- Theatrical release poster
- Directed by: Fabrício Bittar
- Written by: Danilo Gentili André Catarinacho
- Based on: Como se Tornar o Pior Aluno da Escola by Danilo Gentilli
- Starring: Bruno Munhoz Daniel Pimentel Carlos Villagrán Danilo Gentili Joana Fomm Moacyr Franco Fábio Porchat
- Cinematography: Eduardo Makino
- Edited by: Bruno Nunes
- Music by: Teco Fuchs
- Production companies: Clube Filmes Paris Filmes Telecine Warner Bros.
- Distributed by: Downton Filmes
- Release date: October 12, 2017;
- Running time: 106 minutes
- Country: Brazil
- Language: Portuguese

= Como se Tornar o Pior Aluno da Escola =

2017 film directed by Fabrício Bittar

Como se Tornar o Pior Aluno da Escola (How to Become the Worst Student in School) is a 2017 Brazilian comedy film based on the eponymous book by comedian Danilo Gentili. The film was directed by Fabrício Bittar and the screenplay was written by Gentili with collaborations from various other writers.

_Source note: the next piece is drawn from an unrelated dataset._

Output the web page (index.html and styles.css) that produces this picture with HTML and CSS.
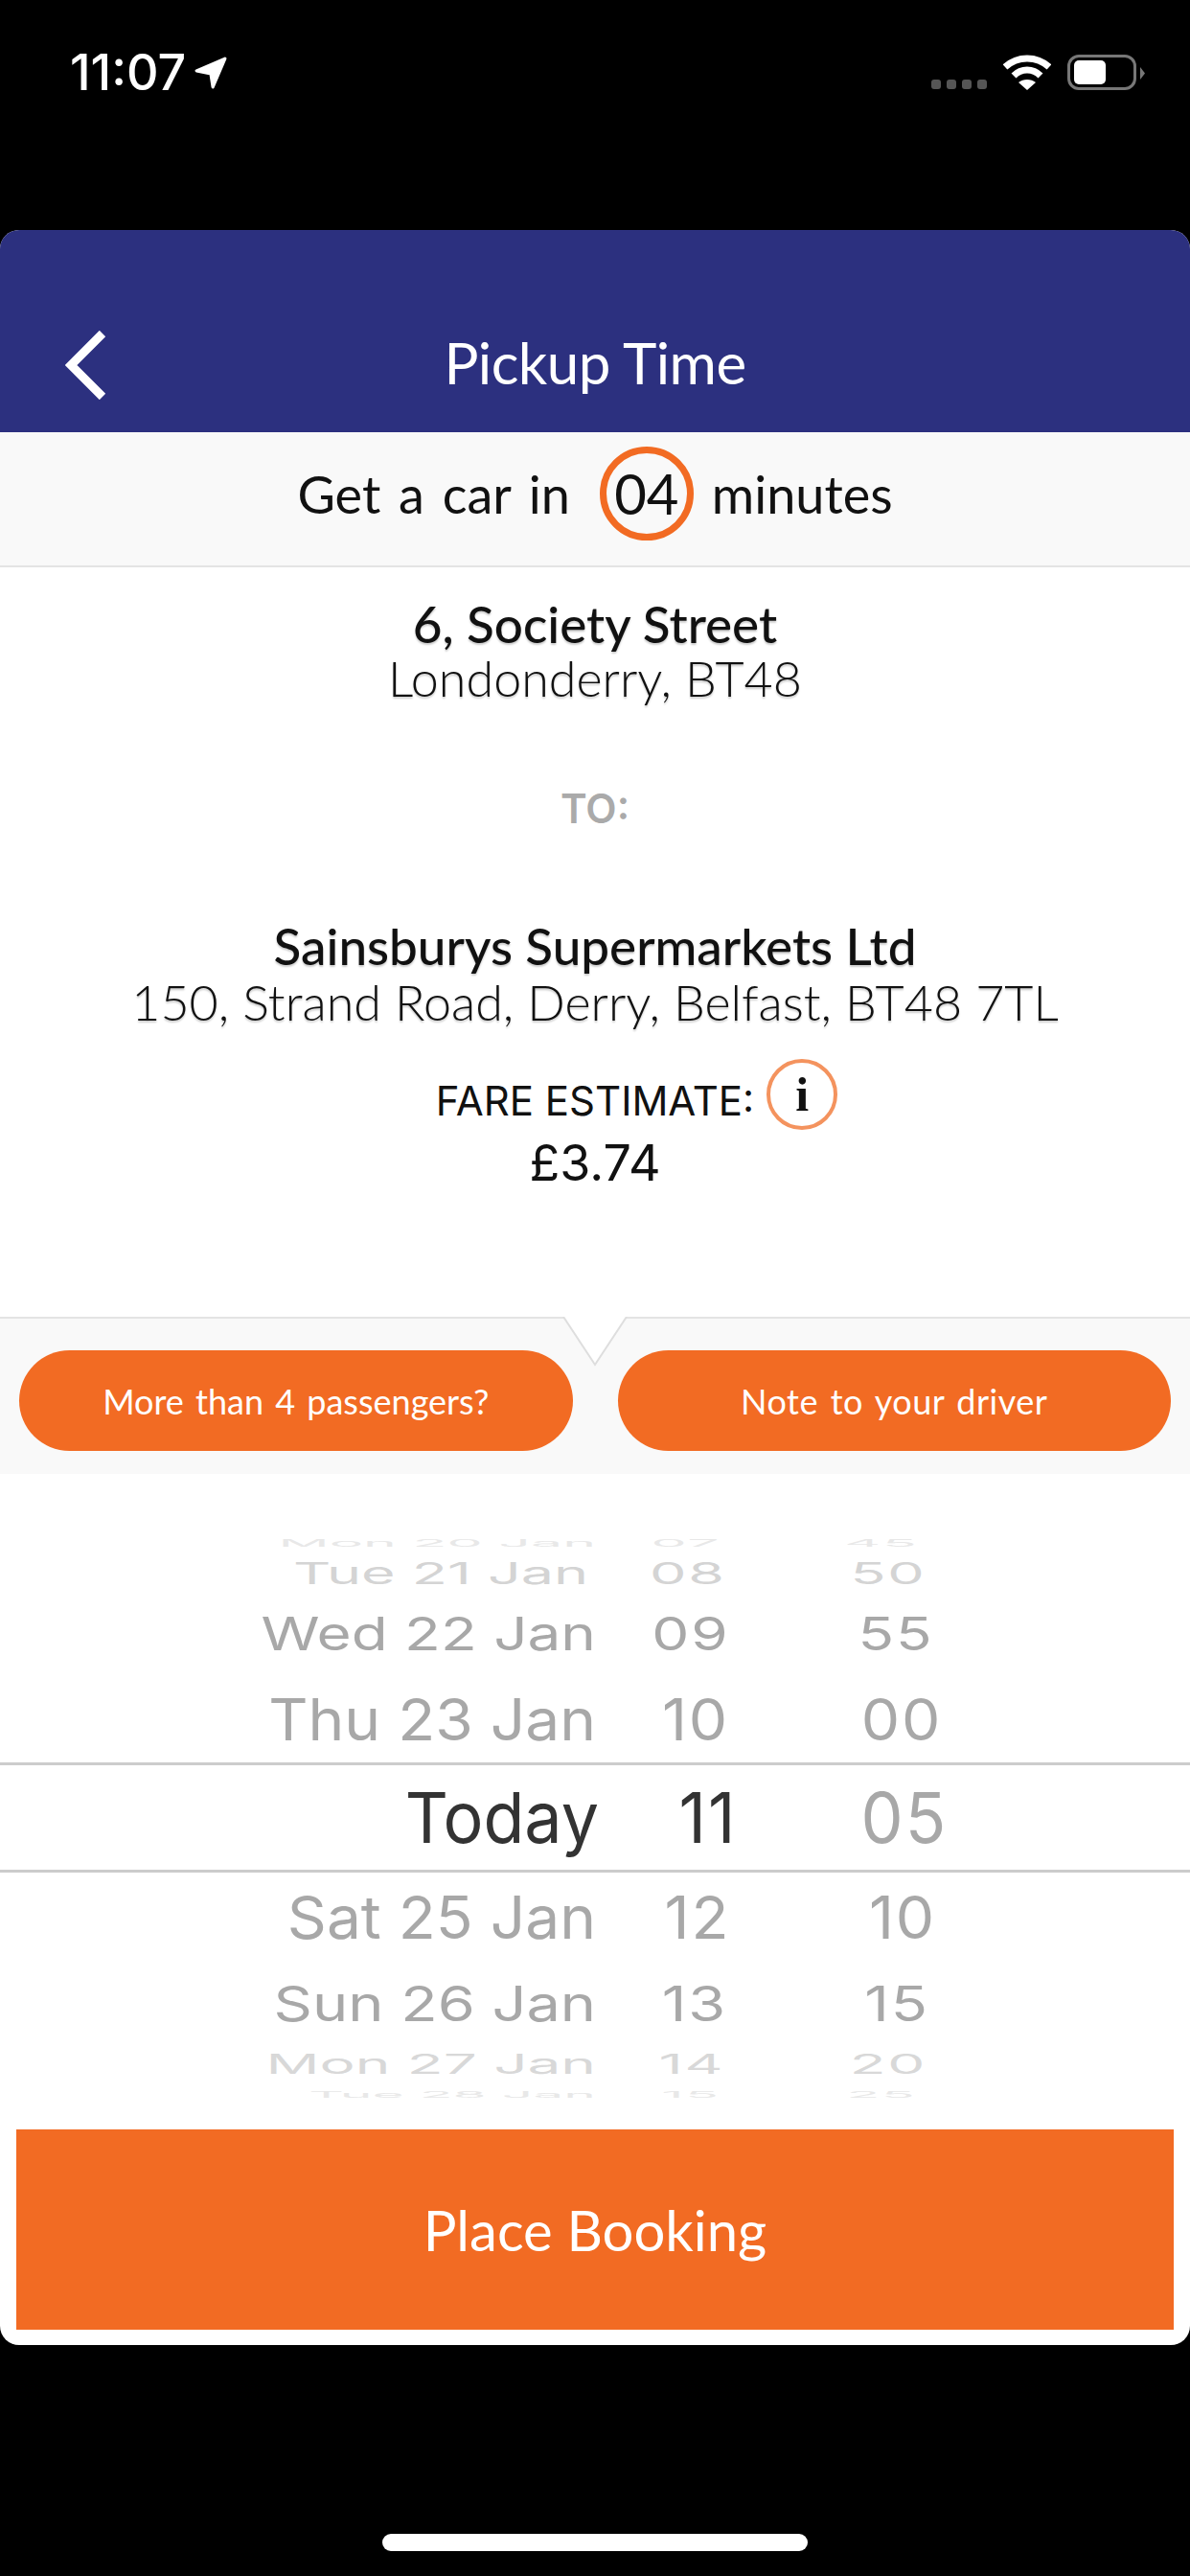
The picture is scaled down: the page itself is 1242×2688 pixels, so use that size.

The film received mostly negative reviews following its release, but the performance of the young cast was praised.

== Synopsis ==
Bernadinho (Bruno Munhoz) and Pedro (Daniel Pimentel) are high school students and face the burden of doing well at school and behaving, while the principal Ademar (Carlos Villagrán) enacts increasingly complex and specific rules. Frustrated, Pedro comes upon a handmade book with advice on how to cause chaos in school without being caught.

== Cast ==
- Danilo Gentili as Worst Student
- Bruno Munhoz as Bernardo
- Daniel Pimentel as Pedro
- Carlos Villagrán as Principal Ademar
- Joana Fomm as Math teacher
- Moacyr Franco as Janitor
- Fábio Porchat as Cristiano
- Raul Gazolla as Physical education teacher
- Rogério Skylab as History teacher
- Marcelo Rafael as Security officer

== Controversy ==
While promoting the film, Gentili used his social networks to incite attacks on the authors of negative reviews. An example was the CinePOP website, which accused the director of initiating a wave of virtual attacks.

In another case, a producer criticized Folha de S.Paulo journalist Diego Bargas, of Folha de S. Paulo, for conducting an allegedly interview with him. On Facebook, Gentili published the interview paired with images of Bargas' posts praising former Presidents of Brazil Luiz Inácio Lula da Silva and Dilma Rousseff and former mayor of São Paulo Fernando Haddad. As a result, Bargas was attacked on social media and fired by Folha for his political comments. Folha justified its decision by stating that Diego had "disrespected repeated guidance on behavior in social networks." According to the newspaper, "journalists are told to avoid expressing political-party positions and not to issue social media comments that compromise the independence of their reports".

Gentili's behavior and his followers', as well as the newspaper's decision to fire the reporter, were widely panned by class entities. In a joint statement, the Union of Professional Journalists of the State of São Paulo and the National Federation of Journalists "vehemently repudiate[d] the attacks on the journalist and his dismissal," which they considered acts which jeopardized the principles of freedom of the press and of expression.